▶ Exercise instructions
Restate each of the lines below word for word and drop every picture.

-- Data excerpts start --

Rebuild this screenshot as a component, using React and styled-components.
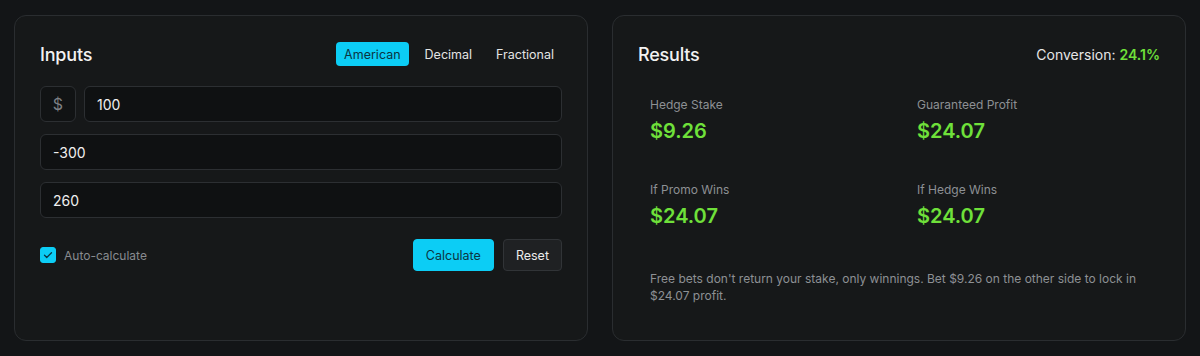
import React, { useState } from "react";
import styled, { createGlobalStyle } from "styled-components";

const GlobalStyle = createGlobalStyle`
  html, body {
    margin: 0;
    padding: 0;
    background: #131517;
  }
  body {
    font-family: Inter, "Noto Sans", sans-serif;
    color: #ececec;
    -webkit-font-smoothing: antialiased;
  }
  * {
    box-sizing: border-box;
  }
`;

const Page = styled.div`
  display: grid;
  grid-template-columns: 1fr 1fr;
  gap: 24px;
  padding: 15px 14px;
  width: 1200px;
  height: 356px;
`;

const Card = styled.section`
  background: #161819;
  border: 1px solid #2a2d30;
  border-radius: 12px;
  padding: 25px 25px;
  display: flex;
  flex-direction: column;
`;

const Header = styled.div`
  display: flex;
  align-items: center;
  justify-content: space-between;
  height: 26px;
  margin-bottom: 18px;
`;

const Title = styled.h2`
  margin: 0;
  font-size: 18px;
  font-weight: 500;
  color: #f2f2f2;
  letter-spacing: -0.2px;
`;

const Tabs = styled.div`
  display: flex;
  gap: 8px;
`;

const Tab = styled.button`
  font-family: inherit;
  font-size: 12.5px;
  height: 24px;
  padding: 0 8px;
  border: none;
  border-radius: 4px;
  cursor: pointer;
  background: ${(p) => (p.$active ? "#0ccdf5" : "transparent")};
  color: ${(p) => (p.$active ? "#0b3442" : "#e4e4e4")};
`;

const Fields = styled.div`
  display: flex;
  flex-direction: column;
  gap: 12px;
  margin-top: 1px;
`;

const Row = styled.div`
  display: flex;
  gap: 8px;
`;

const Prefix = styled.div`
  flex: 0 0 36px;
  height: 36px;
  display: flex;
  align-items: center;
  justify-content: center;
  border: 1px solid #2c2f32;
  border-radius: 6px;
  background: #111314;
  color: #7d8084;
  font-size: 16px;
`;

const Input = styled.input`
  width: 100%;
  min-width: 0;
  height: 36px;
  flex: none;
  padding: 0 12px;
  border: 1px solid #2c2f32;
  border-radius: 6px;
  background: #0f1112;
  color: #efefef;
  font-family: inherit;
  font-size: 14px;
  outline: none;
`;

const RowInput = styled(Input)`
  flex: 1;
  width: auto;
`;

const Actions = styled.div`
  display: flex;
  align-items: center;
  justify-content: space-between;
  margin-top: 21px;
`;

const Check = styled.label`
  display: flex;
  align-items: center;
  gap: 8px;
  font-size: 12px;
  color: #888b8f;
  cursor: pointer;
`;

const Box = styled.span`
  width: 16px;
  height: 16px;
  border-radius: 3px;
  background: ${(p) => (p.$on ? "#0ccdf5" : "transparent")};
  border: 1px solid ${(p) => (p.$on ? "#0ccdf5" : "#555")};
  display: flex;
  align-items: center;
  justify-content: center;
`;

const Buttons = styled.div`
  display: flex;
  gap: 9px;
`;

const Button = styled.button`
  font-family: inherit;
  font-size: 12.5px;
  height: 32px;
  padding: 0 12px;
  border-radius: 4px;
  cursor: pointer;
  border: 1px solid ${(p) => (p.$primary ? "#0ccdf5" : "#313437")};
  background: ${(p) => (p.$primary ? "#0ccdf5" : "#1f2123")};
  color: ${(p) => (p.$primary ? "#0b3442" : "#ececec")};
`;

const Conversion = styled.div`
  font-size: 14px;
  color: #e6e6e6;
  span {
    color: #6fe03a;
    font-weight: 600;
  }
`;

const StatGrid = styled.div`
  display: grid;
  grid-template-columns: 1fr 1fr;
  column-gap: 12px;
  row-gap: 15px;
`;

const Stat = styled.div`
  padding: 12px 12px 12px;
  display: flex;
  flex-direction: column;
  gap: 7px;
`;

const Label = styled.div`
  font-size: 12px;
  color: #8d9094;
`;

const Value = styled.div`
  font-size: 20px;
  font-weight: 600;
  color: #6fe03a;
`;

const Note = styled.p`
  margin: 30px 0 0;
  padding: 0 12px;
  font-size: 12px;
  line-height: 17px;
  color: #8d9094;
`;

const stats = [
  { label: "Hedge Stake", value: "$9.26" },
  { label: "Guaranteed Profit", value: "$24.07" },
  { label: "If Promo Wins", value: "$24.07" },
  { label: "If Hedge Wins", value: "$24.07" },
];

const App = () => {
  const [mode, setMode] = useState("American");
  const [auto, setAuto] = useState(true);

  return (
    <>
      <GlobalStyle />
      <Page>
        <Card>
          <Header>
            <Title>Inputs</Title>
            <Tabs>
              {["American", "Decimal", "Fractional"].map((m) => (
                <Tab key={m} $active={mode === m} onClick={() => setMode(m)}>
                  {m}
                </Tab>
              ))}
            </Tabs>
          </Header>
          <Fields>
            <Row>
              <Prefix>$</Prefix>
              <RowInput defaultValue="100" />
            </Row>
            <Input defaultValue="-300" />
            <Input defaultValue="260" />
          </Fields>
          <Actions>
            <Check onClick={() => setAuto(!auto)}>
              <Box $on={auto}>
                {auto && (
                  <svg width="12" height="12" viewBox="0 0 24 24" fill="none" stroke="#0b3442" strokeWidth="2.5" strokeLinecap="round" strokeLinejoin="round">
                    <path d="M5 12.5l4.5 4.5L19 7.5" />
                  </svg>
                )}
              </Box>
              Auto-calculate
            </Check>
            <Buttons>
              <Button $primary>Calculate</Button>
              <Button>Reset</Button>
            </Buttons>
          </Actions>
        </Card>

        <Card>
          <Header>
            <Title>Results</Title>
            <Conversion>
              Conversion: <span>24.1%</span>
            </Conversion>
          </Header>
          <StatGrid>
            {stats.map((s) => (
              <Stat key={s.label}>
                <Label>{s.label}</Label>
                <Value>{s.value}</Value>
              </Stat>
            ))}
          </StatGrid>
          <Note>
            Free bets don't return your stake, only winnings. Bet $9.26 on the
            other side to lock in $24.07 profit.
          </Note>
        </Card>
      </Page>
    </>
  );
};

export default App;
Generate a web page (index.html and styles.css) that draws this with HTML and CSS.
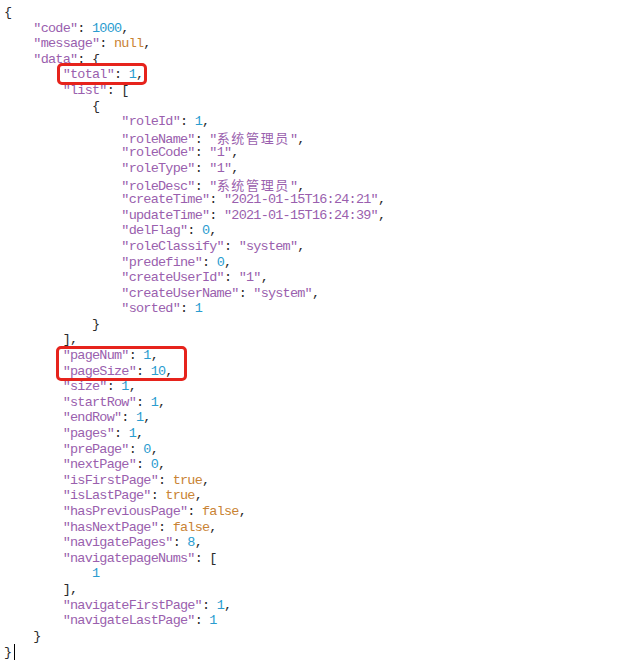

-- Data excerpts end --

▶ The completed task
Rebuild this screenshot as a component, using React and styled-components.
import React, { useState } from "react";
import styled, { createGlobalStyle } from "styled-components";

const GlobalStyle = createGlobalStyle`
  html, body {
    margin: 0;
    padding: 0;
    background: #131517;
  }
  body {
    font-family: Inter, "Noto Sans", sans-serif;
    color: #ececec;
    -webkit-font-smoothing: antialiased;
  }
  * {
    box-sizing: border-box;
  }
`;

const Page = styled.div`
  display: grid;
  grid-template-columns: 1fr 1fr;
  gap: 24px;
  padding: 15px 14px;
  width: 1200px;
  height: 356px;
`;

const Card = styled.section`
  background: #161819;
  border: 1px solid #2a2d30;
  border-radius: 12px;
  padding: 25px 25px;
  display: flex;
  flex-direction: column;
`;

const Header = styled.div`
  display: flex;
  align-items: center;
  justify-content: space-between;
  height: 26px;
  margin-bottom: 18px;
`;

const Title = styled.h2`
  margin: 0;
  font-size: 18px;
  font-weight: 500;
  color: #f2f2f2;
  letter-spacing: -0.2px;
`;

const Tabs = styled.div`
  display: flex;
  gap: 8px;
`;

const Tab = styled.button`
  font-family: inherit;
  font-size: 12.5px;
  height: 24px;
  padding: 0 8px;
  border: none;
  border-radius: 4px;
  cursor: pointer;
  background: ${(p) => (p.$active ? "#0ccdf5" : "transparent")};
  color: ${(p) => (p.$active ? "#0b3442" : "#e4e4e4")};
`;

const Fields = styled.div`
  display: flex;
  flex-direction: column;
  gap: 12px;
  margin-top: 1px;
`;

const Row = styled.div`
  display: flex;
  gap: 8px;
`;

const Prefix = styled.div`
  flex: 0 0 36px;
  height: 36px;
  display: flex;
  align-items: center;
  justify-content: center;
  border: 1px solid #2c2f32;
  border-radius: 6px;
  background: #111314;
  color: #7d8084;
  font-size: 16px;
`;

const Input = styled.input`
  width: 100%;
  min-width: 0;
  height: 36px;
  flex: none;
  padding: 0 12px;
  border: 1px solid #2c2f32;
  border-radius: 6px;
  background: #0f1112;
  color: #efefef;
  font-family: inherit;
  font-size: 14px;
  outline: none;
`;

const RowInput = styled(Input)`
  flex: 1;
  width: auto;
`;

const Actions = styled.div`
  display: flex;
  align-items: center;
  justify-content: space-between;
  margin-top: 21px;
`;

const Check = styled.label`
  display: flex;
  align-items: center;
  gap: 8px;
  font-size: 12px;
  color: #888b8f;
  cursor: pointer;
`;

const Box = styled.span`
  width: 16px;
  height: 16px;
  border-radius: 3px;
  background: ${(p) => (p.$on ? "#0ccdf5" : "transparent")};
  border: 1px solid ${(p) => (p.$on ? "#0ccdf5" : "#555")};
  display: flex;
  align-items: center;
  justify-content: center;
`;

const Buttons = styled.div`
  display: flex;
  gap: 9px;
`;

const Button = styled.button`
  font-family: inherit;
  font-size: 12.5px;
  height: 32px;
  padding: 0 12px;
  border-radius: 4px;
  cursor: pointer;
  border: 1px solid ${(p) => (p.$primary ? "#0ccdf5" : "#313437")};
  background: ${(p) => (p.$primary ? "#0ccdf5" : "#1f2123")};
  color: ${(p) => (p.$primary ? "#0b3442" : "#ececec")};
`;

const Conversion = styled.div`
  font-size: 14px;
  color: #e6e6e6;
  span {
    color: #6fe03a;
    font-weight: 600;
  }
`;

const StatGrid = styled.div`
  display: grid;
  grid-template-columns: 1fr 1fr;
  column-gap: 12px;
  row-gap: 15px;
`;

const Stat = styled.div`
  padding: 12px 12px 12px;
  display: flex;
  flex-direction: column;
  gap: 7px;
`;

const Label = styled.div`
  font-size: 12px;
  color: #8d9094;
`;

const Value = styled.div`
  font-size: 20px;
  font-weight: 600;
  color: #6fe03a;
`;

const Note = styled.p`
  margin: 30px 0 0;
  padding: 0 12px;
  font-size: 12px;
  line-height: 17px;
  color: #8d9094;
`;

const stats = [
  { label: "Hedge Stake", value: "$9.26" },
  { label: "Guaranteed Profit", value: "$24.07" },
  { label: "If Promo Wins", value: "$24.07" },
  { label: "If Hedge Wins", value: "$24.07" },
];

const App = () => {
  const [mode, setMode] = useState("American");
  const [auto, setAuto] = useState(true);

  return (
    <>
      <GlobalStyle />
      <Page>
        <Card>
          <Header>
            <Title>Inputs</Title>
            <Tabs>
              {["American", "Decimal", "Fractional"].map((m) => (
                <Tab key={m} $active={mode === m} onClick={() => setMode(m)}>
                  {m}
                </Tab>
              ))}
            </Tabs>
          </Header>
          <Fields>
            <Row>
              <Prefix>$</Prefix>
              <RowInput defaultValue="100" />
            </Row>
            <Input defaultValue="-300" />
            <Input defaultValue="260" />
          </Fields>
          <Actions>
            <Check onClick={() => setAuto(!auto)}>
              <Box $on={auto}>
                {auto && (
                  <svg width="12" height="12" viewBox="0 0 24 24" fill="none" stroke="#0b3442" strokeWidth="2.5" strokeLinecap="round" strokeLinejoin="round">
                    <path d="M5 12.5l4.5 4.5L19 7.5" />
                  </svg>
                )}
              </Box>
              Auto-calculate
            </Check>
            <Buttons>
              <Button $primary>Calculate</Button>
              <Button>Reset</Button>
            </Buttons>
          </Actions>
        </Card>

        <Card>
          <Header>
            <Title>Results</Title>
            <Conversion>
              Conversion: <span>24.1%</span>
            </Conversion>
          </Header>
          <StatGrid>
            {stats.map((s) => (
              <Stat key={s.label}>
                <Label>{s.label}</Label>
                <Value>{s.value}</Value>
              </Stat>
            ))}
          </StatGrid>
          <Note>
            Free bets don't return your stake, only winnings. Bet $9.26 on the
            other side to lock in $24.07 profit.
          </Note>
        </Card>
      </Page>
    </>
  );
};

export default App;
Generate a web page (index.html and styles.css) that draws this with HTML and CSS.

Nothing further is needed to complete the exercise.